Millions of Muslims around the world observed Eid al-Adha, or the Festival of Sacrifice, on Tuesday, one of Islam's most poignant religious holidays.
The holiday marks what Muslims believe is Prophet Ibrahim's willingness to sacrifice his own son as an act of obedience to God.
At the last minute, they believe, God intervened, and gave Ibrahim a ram to sacrifice instead.
In Turkey, tens of thousands of Syrians taking shelter at the Kilis refugee camp woke at dawn to take part in the traditional morning Eid prayers.

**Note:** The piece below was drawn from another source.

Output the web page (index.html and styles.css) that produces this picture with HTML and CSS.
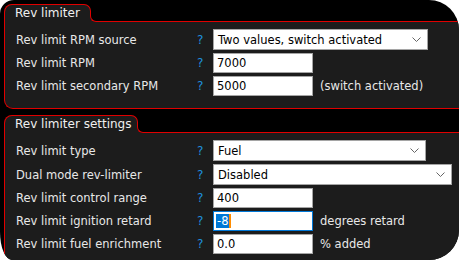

In Kilis town proper, goats, lambs and rams were prepared for sacrifice in an event organised by Turkey's Ministry of Religious Affairs.
Traditionally, Muslims sacrifice an animal at Eid and share the meat with their families, neighbours, and people less fortunate than themselves.
Syrian refugee families were also among those fed this year.
In East Africa, hundreds of Kenyan Muslims gathered for early morning prayers in Nairobi, the capital of Kenya.
After the recent attack on Nairobi's Westgate mall by al-Qaeda-linked group al-Shabab, that saw more than 60 people killed and over 100 injured, peaceful relations between the Muslim and Christian communities in Kenya looked strained.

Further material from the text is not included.